#### [DIRECTIONS]
Return the records from the first line through the line containing "w-[12px] shrink-0 border-r-2", and leave out the pictures.

#### [DATA RECORDS]
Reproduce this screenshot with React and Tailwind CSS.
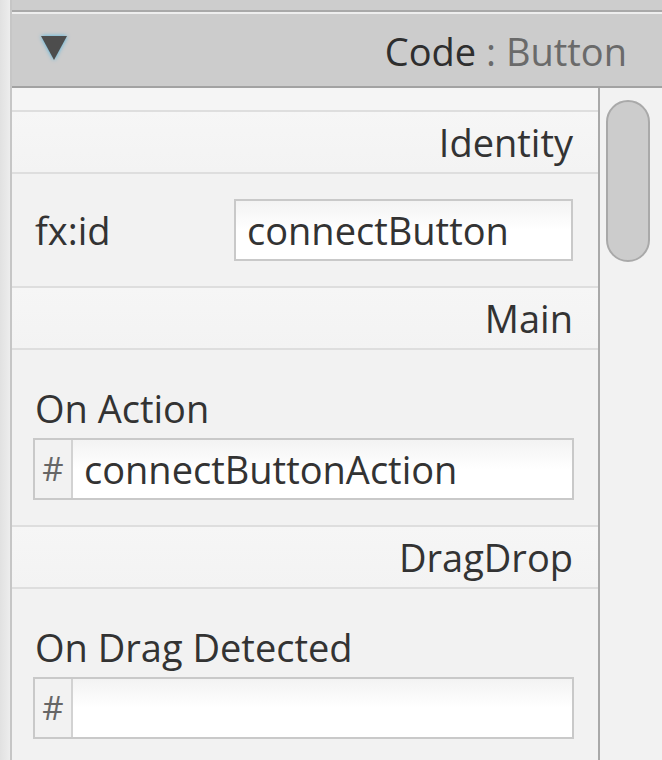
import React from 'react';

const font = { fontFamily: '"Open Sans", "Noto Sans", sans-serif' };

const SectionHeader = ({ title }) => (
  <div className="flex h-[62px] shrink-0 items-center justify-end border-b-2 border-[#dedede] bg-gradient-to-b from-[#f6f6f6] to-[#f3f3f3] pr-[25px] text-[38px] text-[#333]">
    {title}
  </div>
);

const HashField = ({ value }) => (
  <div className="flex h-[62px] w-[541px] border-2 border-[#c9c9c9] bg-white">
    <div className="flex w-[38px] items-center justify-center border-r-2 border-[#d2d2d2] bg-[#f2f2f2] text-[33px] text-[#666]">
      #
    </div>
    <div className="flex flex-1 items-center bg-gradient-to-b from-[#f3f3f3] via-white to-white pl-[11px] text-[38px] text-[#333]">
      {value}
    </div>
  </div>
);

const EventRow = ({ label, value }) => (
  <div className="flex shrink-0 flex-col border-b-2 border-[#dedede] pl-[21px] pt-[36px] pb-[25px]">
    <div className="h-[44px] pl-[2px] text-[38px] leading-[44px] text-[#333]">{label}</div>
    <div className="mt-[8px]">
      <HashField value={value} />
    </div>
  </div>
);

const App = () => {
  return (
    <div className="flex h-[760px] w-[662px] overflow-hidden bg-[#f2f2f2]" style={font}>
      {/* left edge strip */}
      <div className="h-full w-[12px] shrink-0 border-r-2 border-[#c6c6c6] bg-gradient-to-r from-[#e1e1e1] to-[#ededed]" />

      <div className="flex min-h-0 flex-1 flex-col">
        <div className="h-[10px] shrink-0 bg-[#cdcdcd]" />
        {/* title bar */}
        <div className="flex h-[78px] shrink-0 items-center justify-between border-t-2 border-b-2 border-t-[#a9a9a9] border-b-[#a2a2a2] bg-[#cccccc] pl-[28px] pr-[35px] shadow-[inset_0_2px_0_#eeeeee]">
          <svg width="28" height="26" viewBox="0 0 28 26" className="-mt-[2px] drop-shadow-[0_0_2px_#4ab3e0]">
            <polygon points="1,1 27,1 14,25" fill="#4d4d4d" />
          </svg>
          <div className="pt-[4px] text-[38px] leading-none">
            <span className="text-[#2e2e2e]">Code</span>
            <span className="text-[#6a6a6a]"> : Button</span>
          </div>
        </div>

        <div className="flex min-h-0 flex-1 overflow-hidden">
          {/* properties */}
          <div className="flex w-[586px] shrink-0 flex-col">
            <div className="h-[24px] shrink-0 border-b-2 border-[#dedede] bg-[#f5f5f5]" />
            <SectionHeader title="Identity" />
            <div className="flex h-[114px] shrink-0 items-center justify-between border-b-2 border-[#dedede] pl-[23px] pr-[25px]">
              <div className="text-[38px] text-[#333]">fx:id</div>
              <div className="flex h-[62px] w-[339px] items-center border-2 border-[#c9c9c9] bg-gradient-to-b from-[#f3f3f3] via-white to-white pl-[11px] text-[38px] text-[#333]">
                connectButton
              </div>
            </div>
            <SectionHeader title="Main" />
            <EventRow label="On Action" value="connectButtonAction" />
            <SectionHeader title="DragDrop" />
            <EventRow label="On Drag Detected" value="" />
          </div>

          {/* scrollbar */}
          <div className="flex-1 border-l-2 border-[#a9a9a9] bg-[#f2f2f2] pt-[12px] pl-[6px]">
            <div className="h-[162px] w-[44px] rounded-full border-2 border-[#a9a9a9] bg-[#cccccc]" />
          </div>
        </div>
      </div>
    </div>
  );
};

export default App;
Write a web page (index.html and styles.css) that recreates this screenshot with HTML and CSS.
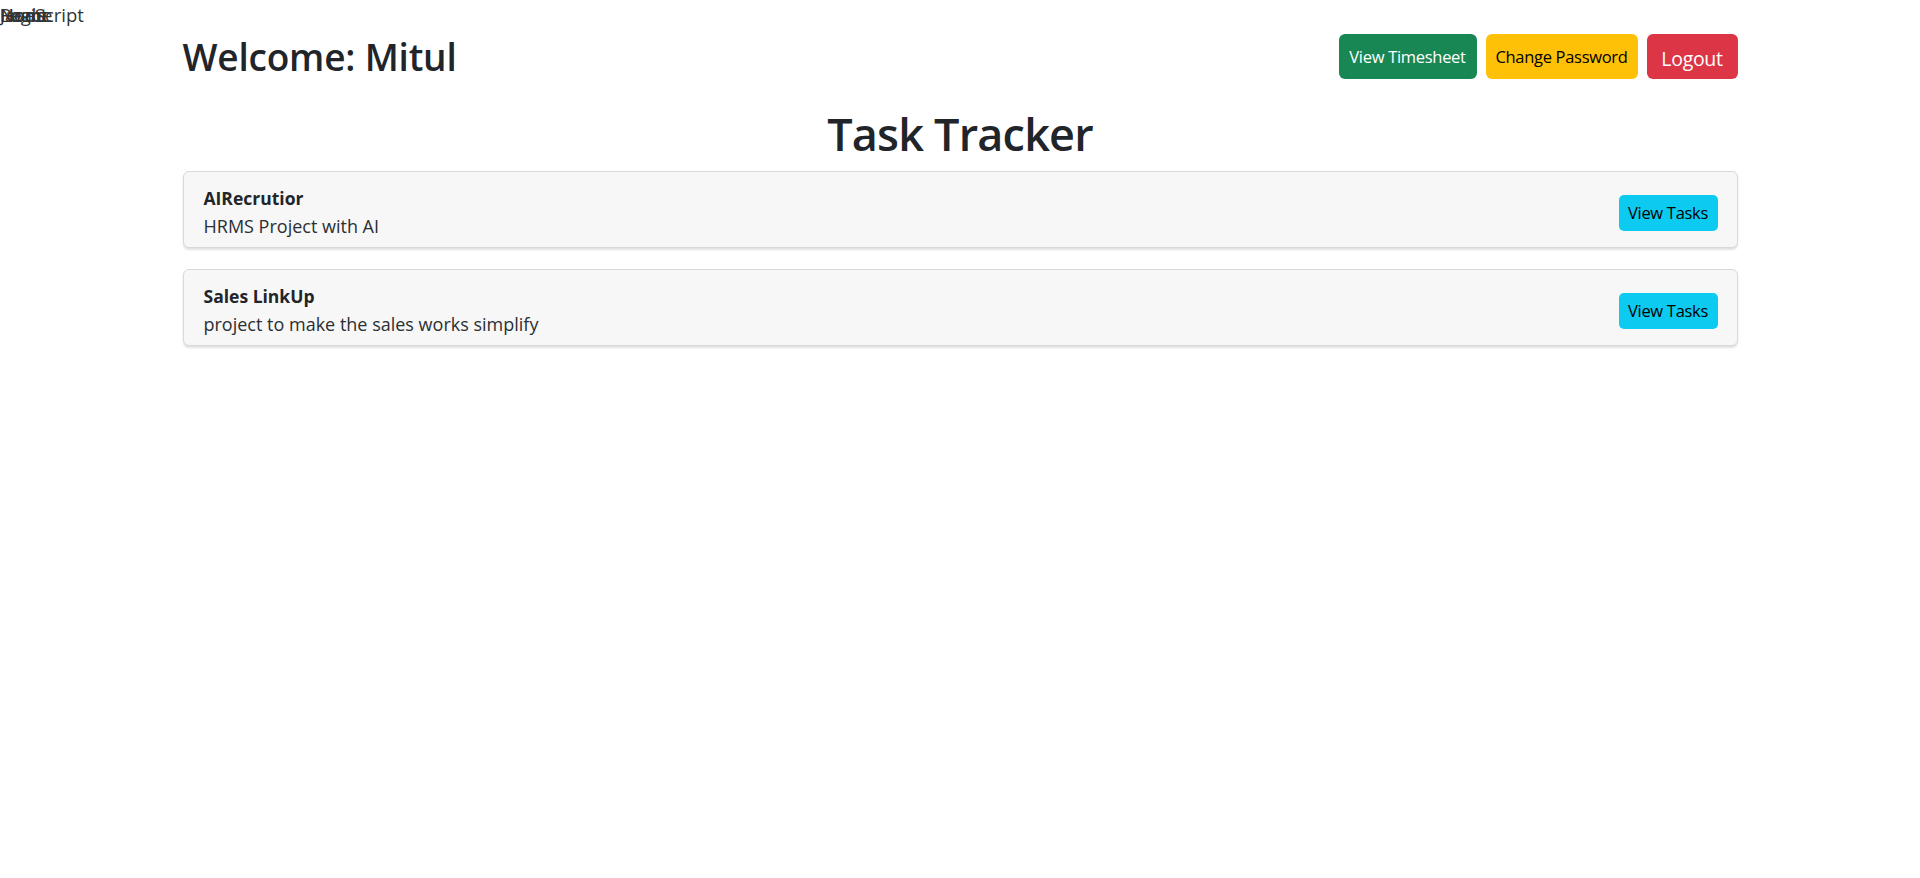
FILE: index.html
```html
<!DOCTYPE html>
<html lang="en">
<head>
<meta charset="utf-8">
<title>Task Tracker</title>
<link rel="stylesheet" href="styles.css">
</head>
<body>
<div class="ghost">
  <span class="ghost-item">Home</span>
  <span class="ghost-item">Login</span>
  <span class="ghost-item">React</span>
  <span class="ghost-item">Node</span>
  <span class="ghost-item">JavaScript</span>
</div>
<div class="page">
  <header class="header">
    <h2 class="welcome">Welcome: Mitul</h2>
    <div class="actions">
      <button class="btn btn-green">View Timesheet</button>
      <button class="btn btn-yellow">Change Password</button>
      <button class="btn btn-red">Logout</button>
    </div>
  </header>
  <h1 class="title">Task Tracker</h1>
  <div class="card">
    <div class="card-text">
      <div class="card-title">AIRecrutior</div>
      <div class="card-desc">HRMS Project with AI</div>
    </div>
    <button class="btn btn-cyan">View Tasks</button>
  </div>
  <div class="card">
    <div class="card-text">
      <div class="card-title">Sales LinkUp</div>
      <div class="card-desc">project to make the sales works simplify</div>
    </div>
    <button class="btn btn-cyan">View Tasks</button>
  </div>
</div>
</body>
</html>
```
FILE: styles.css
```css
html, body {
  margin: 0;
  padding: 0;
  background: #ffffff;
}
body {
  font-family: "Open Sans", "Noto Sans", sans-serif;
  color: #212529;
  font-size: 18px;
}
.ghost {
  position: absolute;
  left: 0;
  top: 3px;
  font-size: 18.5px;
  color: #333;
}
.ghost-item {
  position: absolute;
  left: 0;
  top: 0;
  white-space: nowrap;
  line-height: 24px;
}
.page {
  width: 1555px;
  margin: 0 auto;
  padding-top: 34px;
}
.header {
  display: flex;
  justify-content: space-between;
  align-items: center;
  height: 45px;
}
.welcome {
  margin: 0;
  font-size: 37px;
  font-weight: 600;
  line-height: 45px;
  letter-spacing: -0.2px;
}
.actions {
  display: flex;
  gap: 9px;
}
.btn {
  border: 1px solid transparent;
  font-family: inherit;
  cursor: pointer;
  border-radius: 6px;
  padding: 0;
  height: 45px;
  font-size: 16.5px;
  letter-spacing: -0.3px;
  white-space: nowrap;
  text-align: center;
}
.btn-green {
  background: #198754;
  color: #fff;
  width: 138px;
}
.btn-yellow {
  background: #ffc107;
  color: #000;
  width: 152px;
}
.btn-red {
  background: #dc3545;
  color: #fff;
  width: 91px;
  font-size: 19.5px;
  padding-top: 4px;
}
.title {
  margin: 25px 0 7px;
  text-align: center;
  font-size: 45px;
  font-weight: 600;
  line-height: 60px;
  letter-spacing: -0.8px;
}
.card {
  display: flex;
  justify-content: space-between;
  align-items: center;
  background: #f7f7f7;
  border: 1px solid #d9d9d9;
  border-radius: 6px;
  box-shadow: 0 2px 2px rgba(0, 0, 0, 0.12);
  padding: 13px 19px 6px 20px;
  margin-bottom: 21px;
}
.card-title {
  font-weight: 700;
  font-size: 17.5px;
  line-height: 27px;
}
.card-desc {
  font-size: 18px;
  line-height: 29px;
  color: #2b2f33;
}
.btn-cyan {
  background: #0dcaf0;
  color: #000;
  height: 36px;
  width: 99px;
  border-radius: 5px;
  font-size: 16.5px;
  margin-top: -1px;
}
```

#### [WRITTEN RESPONSE]
Reproduce this screenshot with React and Tailwind CSS.
import React from 'react';

const font = { fontFamily: '"Open Sans", "Noto Sans", sans-serif' };

const SectionHeader = ({ title }) => (
  <div className="flex h-[62px] shrink-0 items-center justify-end border-b-2 border-[#dedede] bg-gradient-to-b from-[#f6f6f6] to-[#f3f3f3] pr-[25px] text-[38px] text-[#333]">
    {title}
  </div>
);

const HashField = ({ value }) => (
  <div className="flex h-[62px] w-[541px] border-2 border-[#c9c9c9] bg-white">
    <div className="flex w-[38px] items-center justify-center border-r-2 border-[#d2d2d2] bg-[#f2f2f2] text-[33px] text-[#666]">
      #
    </div>
    <div className="flex flex-1 items-center bg-gradient-to-b from-[#f3f3f3] via-white to-white pl-[11px] text-[38px] text-[#333]">
      {value}
    </div>
  </div>
);

const EventRow = ({ label, value }) => (
  <div className="flex shrink-0 flex-col border-b-2 border-[#dedede] pl-[21px] pt-[36px] pb-[25px]">
    <div className="h-[44px] pl-[2px] text-[38px] leading-[44px] text-[#333]">{label}</div>
    <div className="mt-[8px]">
      <HashField value={value} />
    </div>
  </div>
);

const App = () => {
  return (
    <div className="flex h-[760px] w-[662px] overflow-hidden bg-[#f2f2f2]" style={font}>
      {/* left edge strip */}
      <div className="h-full w-[12px] shrink-0 border-r-2 border-[#c6c6c6] bg-gradient-to-r from-[#e1e1e1] to-[#ededed]" />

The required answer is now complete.